## [GOAL]
Each line that holds the word "styles" is to be identified and copied.

## [DATA LINES]
• • • • •
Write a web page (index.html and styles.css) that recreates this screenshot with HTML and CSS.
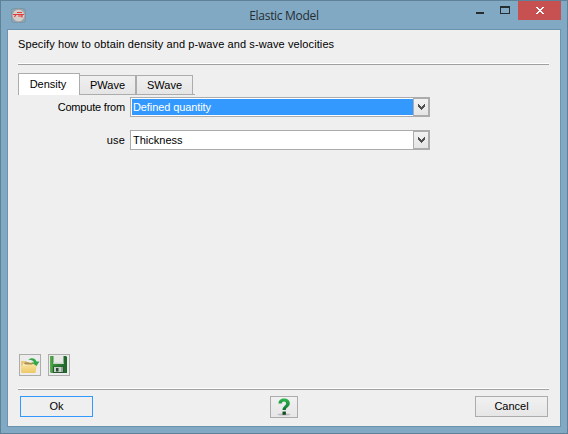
FILE: index.html
```html
<!DOCTYPE html>
<html lang="en">
<head>
<meta charset="utf-8">
<title>Elastic Model</title>
<link rel="stylesheet" href="styles.css">
</head>
<body>
<div class="window">
  <header class="titlebar">
    <svg class="app-icon" width="16" height="16" viewBox="0 0 16 16">
      <rect x=".5" y=".5" width="14" height="14" rx="2" fill="#8ba4b2" stroke="#7898aa"/>
      <circle cx="7.5" cy="7.5" r="6.300" fill="#d3cfcd" stroke="#aaa09e"/>
      <path d="M2 6.500h11M6 4.500h5M5 6.500 3.500 9M11 6.500v3M7 8h4" fill="none" stroke="#e23b3b" stroke-width="1.200"/>
    </svg>
    <h1 class="title">Elastic Model</h1>
    <div class="controls">
      <svg width="62" height="19" viewBox="0 0 62 19" shape-rendering="crispEdges">
        <rect x="20" y="11" width="8" height="2" fill="#262d31"/>
        <path d="M44 5h10v8H44zM45 7v5h8V7z" fill="#262d31" fill-rule="evenodd"/>
      </svg>
      <div class="close">
        <svg width="8" height="7" viewBox="0 0 8 7" shape-rendering="crispEdges"><path d="M0 0h2v1h1v1h2V1h1V0h2v1H7v1H6v1H5v1h1v1h1v1h1v1H6V6H5V5H3v1H2v1H0V6h1V5h1V4h1V3H2V2H1V1H0z" fill="#fff"/></svg>
      </div>
    </div>
  </header>
  <main class="client">
    <p class="intro">Specify how to obtain density and p-wave and s-wave velocities</p>
    <div class="rule"></div>
    <nav class="tabs">
      <div class="tab active"><span class="t-density">Density</span></div>
      <div class="tab divided"><span>PWave</span></div>
      <div class="tab last"><span>SWave</span></div>
      <div class="tab-end"></div>
    </nav>
    <section class="form">
      <div class="label"><span class="t-compute">Compute from</span></div>
      <div class="combo selected"><div class="value"><span class="t-defined">Defined quantity</span></div><div class="drop"><svg width="7" height="6" viewBox="0 0 7 6" shape-rendering="crispEdges"><path d="M0 0h1v1h1v1h1v1h1V2h1V1h1V0h1v3H6v1H5v1H4v1H3V5H2V4H1V3H0z" fill="#505050"/></svg></div></div>
      <div class="label"><span class="t-use">use</span></div>
      <div class="combo"><div class="value"><span>Thickness</span></div><div class="drop"><svg width="7" height="6" viewBox="0 0 7 6" shape-rendering="crispEdges"><path d="M0 0h1v1h1v1h1v1h1V2h1V1h1V0h1v3H6v1H5v1H4v1H3V5H2V4H1V3H0z" fill="#505050"/></svg></div></div>
    </section>
    <div class="tools">
      <div class="tool">
        <svg width="20" height="20" viewBox="0 0 20 20">
          <defs><linearGradient id="folder" x2="0" y2="1"><stop stop-color="#f8e3a0"/><stop offset="1" stop-color="#ecc966"/></linearGradient></defs>
          <path d="M1 6h5l1.500 1.500H15V17H1z" fill="#e7c775"/>
          <path d="M3 8.500h12V12H3z" fill="#f9efd0"/>
          <path d="M.5 10.500H7L8.500 9H17l-1.500 9H1.500z" fill="url(#folder)"/>
          <path d="M4 8c2-1 4-1 6 0h4l-2 1.500H5z" fill="#a78d4e"/>
          <path d="M8 5c3-2.800 7-2.200 8.500 1.500h3l-3 4.500-5-3.500h2.500C13 5.500 11 4.500 8 5z" fill="#35a64a"/>
        </svg>
      </div>
      <div class="tool">
        <svg width="20" height="20" viewBox="0 0 20 20">
          <defs><linearGradient id="disk" x2="1"><stop stop-color="#64b154"/><stop offset=".2" stop-color="#368e38"/><stop offset="1" stop-color="#1f642b"/></linearGradient></defs>
          <path d="M1 1h16l1 1v16H2l-1-1z" fill="url(#disk)"/>
          <path d="M4.500 1h10v8h-10z" fill="#e6e9e6"/>
          <path d="M4.500 7.500h10V9h-10z" fill="#cfd8cf"/>
          <path d="M4 11.500h11V18H4z" fill="#2b5734"/>
          <path d="M5 12h9v5H5z" fill="#c8d2cb"/>
          <path d="M7 13h2.500v3.500H7z" fill="#284b32"/>
          <path d="M12 12h2v5h-2z" fill="#8fa896"/>
        </svg>
      </div>
    </div>
    <div class="rule"></div>
    <footer class="actions">
      <div class="button primary"><span>Ok</span></div>
      <div class="button help">
        <svg width="26" height="20" viewBox="0 0 26 20">
          <defs><linearGradient id="help" x2="0" y2="1"><stop stop-color="#2fb64e"/><stop offset=".55" stop-color="#168638"/><stop offset="1" stop-color="#123c20"/></linearGradient></defs>
          <ellipse cx="13" cy="17.500" rx="6.500" ry="1" fill="#bbb"/>
          <path d="M7.500 6.500C7.500 3 10 1.500 13 1.500c3.500 0 5.800 1.800 5.800 4.700 0 4-4 3.800-4 6.800h-3.300c0-4 3.600-4.200 3.600-6.600 0-1.200-.8-2-2.100-2-1.400 0-2.100.8-2.200 2.100zM11.500 14.500h3.400v3.200h-3.400z" fill="url(#help)"/>
        </svg>
      </div>
      <div class="button"><span>Cancel</span></div>
    </footer>
  </main>
</div>
</body>
</html>
```
FILE: styles.css
```css
* { box-sizing: border-box; }
body {
  margin: 0;
  font: 11px/13px "Liberation Sans", Arial, sans-serif;
  color: #000;
}
svg { display: block; flex: none; }
span { white-space: nowrap; }
.window {
  width: 568px;
  height: 434px;
  padding: 0 6px 6px;
  border: 1px solid #5f8299;
  background: #82a9c4;
}
.titlebar {
  display: grid;
  grid-template-columns: 154px 1fr 154px;
  height: 28px;
}
.app-icon { margin: 7px 0 0 4px; }
.title {
  margin: 6px 0 0;
  font: 12px/18px "Open Sans", "Noto Sans", sans-serif;
  letter-spacing: -.3px;
  text-align: center;
  color: #252d32;
}
.controls { display: flex; justify-content: flex-end; }
.close {
  display: flex;
  align-items: center;
  justify-content: center;
  width: 43px;
  height: 19px;
  background: #c75050;
}
.client {
  display: flex;
  flex-direction: column;
  height: 398px;
  padding: 8px 11px 0 10px;
  border: 1px solid #6c93ae;
  background: #efefef;
}
.intro { margin: 0 0 12px; letter-spacing: .1px; white-space: nowrap; }
.rule {
  flex: none;
  height: 2px;
  border-top: 1px solid #fff;
  border-bottom: 1px solid #a0a0a0;
}
.tabs { display: flex; align-items: flex-end; height: 22px; margin-top: 8px; }
.tab {
  display: flex;
  align-items: center;
  justify-content: center;
  width: 57px;
  height: 20px;
  border: 1px solid #acacac;
  border-left: 0;
  background: linear-gradient(#f0f0f0, #e5e5e5);
}
.tab.divided { border-right-width: 2px; }
.tab.last { width: 56px; }
.tab.active {
  width: 62px;
  height: 22px;
  padding-right: 2px;
  border-left: 1px solid #acacac;
  border-bottom: 0;
  background: #fff;
}
.tab-end { width: 2px; height: 1px; background: #acacac; }
.form {
  display: grid;
  grid-template-columns: 107px 300px;
  column-gap: 5px;
  row-gap: 13px;
  margin-top: 2px;
}
.label { text-align: right; line-height: 20px; }
.t-compute { letter-spacing: -.2px; }
.t-use { letter-spacing: .2px; }
.t-defined { letter-spacing: -.1px; }
.combo {
  display: flex;
  height: 20px;
  border: 1px solid #acacac;
  background: #fff;
}
.value { flex: 1; padding-left: 1px; margin: 1px 0 1px 1px; line-height: 16px; }
.selected .value { background: #3399ff; color: #fff; }
.drop {
  display: flex;
  align-items: center;
  justify-content: center;
  width: 17px;
  padding-left: 1px;
  border: 1px solid #acacac;
  border-left-width: 1px;
  background: linear-gradient(#f1f1f1, #e5e5e5);
}
.combo .drop { width: 16px; }
.tools { display: flex; gap: 7px; margin: auto 0 12px 1px; }
.tool { width: 22px; height: 22px; border: 1px solid #acacac; background: #ececec; }
.actions {
  display: grid;
  grid-template-columns: 73px 28px 73px;
  justify-content: space-between;
  height: 22px;
  margin: 6px 1px 8px 2px;
}
.button {
  display: flex;
  align-items: center;
  justify-content: center;
  height: 21px;
  border: 1px solid #acacac;
  background: linear-gradient(#f1f1f1, #e6e6e6);
}
.button.primary { border-color: #3399ff; background: #efefef; }
.button.help { height: 22px; }
```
• • • • •
## [EXERCISE OUTPUT]
Write a web page (index.html and styles.css) that recreates this screenshot with HTML and CSS.
<link rel="stylesheet" href="styles.css">
FILE: styles.css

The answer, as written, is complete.